◆ **Work instructions**:
Return each line of the data below verbatim; pictures are to be left out.

◆ **Data**:
• • •
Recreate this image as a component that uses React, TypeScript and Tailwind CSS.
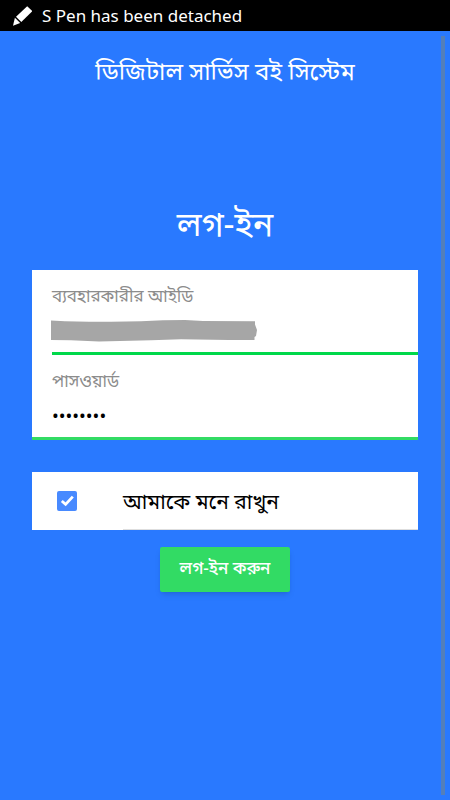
import { useState } from "react";

export default function App() {
    const [userId, setUserId] = useState("");
    const [password, setPassword] = useState("password");
    const [remember, setRemember] = useState(true);

    return (
        <div className="relative flex min-h-screen flex-col bg-[#2979ff] font-['Noto_Sans','Noto_Sans_Bengali',sans-serif]">
            {/* Status bar */}
            <div className="flex h-[31px] items-center gap-[10px] bg-black px-3 text-white">
                <svg viewBox="0 0 20 20" className="h-5 w-5" fill="currentColor" aria-hidden="true">
                    <path d="M15.2 0.2 L20.4 5.2 L9.3 15.9 L4 10.8 Z" />
                    <path d="M2.9 11.8 L8.2 16.9 L1 19.8 Z" />
                </svg>
                <p className="text-[17px] leading-7">S Pen has been detached</p>
            </div>

            <header className="flex h-20 items-center justify-center text-white">
                <h1 className="text-2xl leading-8">ডিজিটাল সার্ভিস বই সিস্টেম</h1>
            </header>

            <main className="flex flex-col px-8 pt-[88px]">
                <h2 className="text-center text-[34px] leading-12 text-white">লগ-ইন</h2>

                <form className="mt-[23px] flex flex-col" onSubmit={(e) => e.preventDefault()}>
                    <div className="border-b-[3px] border-[#32db64] bg-white pl-5">
                        <div className="relative h-[85px] border-b-[3px] border-[#00d84a] pt-3">
                            <label htmlFor="user-id" className="block text-[17px] leading-7 text-[#8c8c8c]">
                                ব্যবহারকারীর আইডি
                            </label>
                            <input
                                id="user-id"
                                type="text"
                                value={userId}
                                onChange={(e) => setUserId(e.target.value)}
                                className="block h-10 w-full bg-transparent text-lg outline-none"
                            />
                            {/* Marker stroke hiding the saved ID */}
                            <svg
                                viewBox="0 0 206 22"
                                className="pointer-events-none absolute top-[50px] -left-px h-[22px] w-[206px]"
                                fill="#a6a6a6"
                                aria-hidden="true"
                            >
                                <path d="M0 0.5 L14 1.3 L38 1.7 L60 1.8 L90 1.2 L112 0.2 L134 0 L152 1 L204 1.2 V4.5 L206 10 L205 16 L203.5 17 V20 L178 20 L130 19.2 L100 20.2 L48 21.4 L20 20.2 L0 20 Z" />
                            </svg>
                        </div>
                        <div className="h-[82px] pt-3">
                            <label htmlFor="password" className="block text-[17px] leading-7 text-[#8c8c8c]">
                                পাসওয়ার্ড
                            </label>
                            <input
                                id="password"
                                type="password"
                                value={password}
                                onChange={(e) => setPassword(e.target.value)}
                                className="block h-10 w-full bg-transparent text-lg text-black outline-none"
                            />
                        </div>
                    </div>

                    <label className="mt-8 flex h-[58px] items-center bg-white pl-[25px]">
                        <span className="relative flex h-5 w-5">
                            <input
                                type="checkbox"
                                checked={remember}
                                onChange={(e) => setRemember(e.target.checked)}
                                className="peer h-5 w-5 appearance-none rounded-xs border-2 border-[#488aff] bg-white checked:bg-[#488aff]"
                            />
                            <svg
                                viewBox="0 0 20 20"
                                className="pointer-events-none absolute inset-0 hidden peer-checked:block"
                                fill="none"
                                stroke="white"
                                strokeWidth="2.8"
                                aria-hidden="true"
                            >
                                <path d="M4.8 10 L8.6 13.4 L15.8 5.6" />
                            </svg>
                        </span>
                        <span className="ml-[46px] flex h-full flex-1 items-center border-b border-[#dedede] text-[21px] leading-8 text-black">
                            আমাকে মনে রাখুন
                        </span>
                    </label>

                    <button
                        type="submit"
                        className="mt-[17px] h-[45px] w-[130px] self-center rounded-xs bg-[#32db64] pb-1 text-[17px] font-medium text-white shadow-md"
                    >
                        লগ-ইন করুন
                    </button>
                </form>
            </main>

            {/* Scroll indicator */}
            <div className="pointer-events-none absolute top-9 right-[5px] bottom-[5px] w-1 bg-[#547fb9]" />
        </div>
    );
}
• • •
◆ **Reply to the exercise**:
Recreate this image as a component that uses React, TypeScript and Tailwind CSS.
import { useState } from "react";

export default function App() {
    const [userId, setUserId] = useState("");
    const [password, setPassword] = useState("password");
    const [remember, setRemember] = useState(true);

    return (
        <div className="relative flex min-h-screen flex-col bg-[#2979ff] font-['Noto_Sans','Noto_Sans_Bengali',sans-serif]">
            {/* Status bar */}
            <div className="flex h-[31px] items-center gap-[10px] bg-black px-3 text-white">
                <svg viewBox="0 0 20 20" className="h-5 w-5" fill="currentColor" aria-hidden="true">
                    <path d="M15.2 0.2 L20.4 5.2 L9.3 15.9 L4 10.8 Z" />
                    <path d="M2.9 11.8 L8.2 16.9 L1 19.8 Z" />
                </svg>
                <p className="text-[17px] leading-7">S Pen has been detached</p>
            </div>

            <header className="flex h-20 items-center justify-center text-white">
                <h1 className="text-2xl leading-8">ডিজিটাল সার্ভিস বই সিস্টেম</h1>
            </header>

            <main className="flex flex-col px-8 pt-[88px]">
                <h2 className="text-center text-[34px] leading-12 text-white">লগ-ইন</h2>

                <form className="mt-[23px] flex flex-col" onSubmit={(e) => e.preventDefault()}>
                    <div className="border-b-[3px] border-[#32db64] bg-white pl-5">
                        <div className="relative h-[85px] border-b-[3px] border-[#00d84a] pt-3">
                            <label htmlFor="user-id" className="block text-[17px] leading-7 text-[#8c8c8c]">
                                ব্যবহারকারীর আইডি
                            </label>
                            <input
                                id="user-id"
                                type="text"
                                value={userId}
                                onChange={(e) => setUserId(e.target.value)}
                                className="block h-10 w-full bg-transparent text-lg outline-none"
                            />
                            {/* Marker stroke hiding the saved ID */}
                            <svg
                                viewBox="0 0 206 22"
                                className="pointer-events-none absolute top-[50px] -left-px h-[22px] w-[206px]"
                                fill="#a6a6a6"
                                aria-hidden="true"
                            >
                                <path d="M0 0.5 L14 1.3 L38 1.7 L60 1.8 L90 1.2 L112 0.2 L134 0 L152 1 L204 1.2 V4.5 L206 10 L205 16 L203.5 17 V20 L178 20 L130 19.2 L100 20.2 L48 21.4 L20 20.2 L0 20 Z" />
                            </svg>
                        </div>
                        <div className="h-[82px] pt-3">
                            <label htmlFor="password" className="block text-[17px] leading-7 text-[#8c8c8c]">
                                পাসওয়ার্ড
                            </label>
                            <input
                                id="password"
                                type="password"
                                value={password}
                                onChange={(e) => setPassword(e.target.value)}
                                className="block h-10 w-full bg-transparent text-lg text-black outline-none"
                            />
                        </div>
                    </div>

                    <label className="mt-8 flex h-[58px] items-center bg-white pl-[25px]">
                        <span className="relative flex h-5 w-5">
                            <input
                                type="checkbox"
                                checked={remember}
                                onChange={(e) => setRemember(e.target.checked)}
                                className="peer h-5 w-5 appearance-none rounded-xs border-2 border-[#488aff] bg-white checked:bg-[#488aff]"
                            />
                            <svg
                                viewBox="0 0 20 20"
                                className="pointer-events-none absolute inset-0 hidden peer-checked:block"
                                fill="none"
                                stroke="white"
                                strokeWidth="2.8"
                                aria-hidden="true"
                            >
                                <path d="M4.8 10 L8.6 13.4 L15.8 5.6" />
                            </svg>
                        </span>
                        <span className="ml-[46px] flex h-full flex-1 items-center border-b border-[#dedede] text-[21px] leading-8 text-black">
                            আমাকে মনে রাখুন
                        </span>
                    </label>

                    <button
                        type="submit"
                        className="mt-[17px] h-[45px] w-[130px] self-center rounded-xs bg-[#32db64] pb-1 text-[17px] font-medium text-white shadow-md"
                    >
                        লগ-ইন করুন
                    </button>
                </form>
            </main>

            {/* Scroll indicator */}
            <div className="pointer-events-none absolute top-9 right-[5px] bottom-[5px] w-1 bg-[#547fb9]" />
        </div>
    );
}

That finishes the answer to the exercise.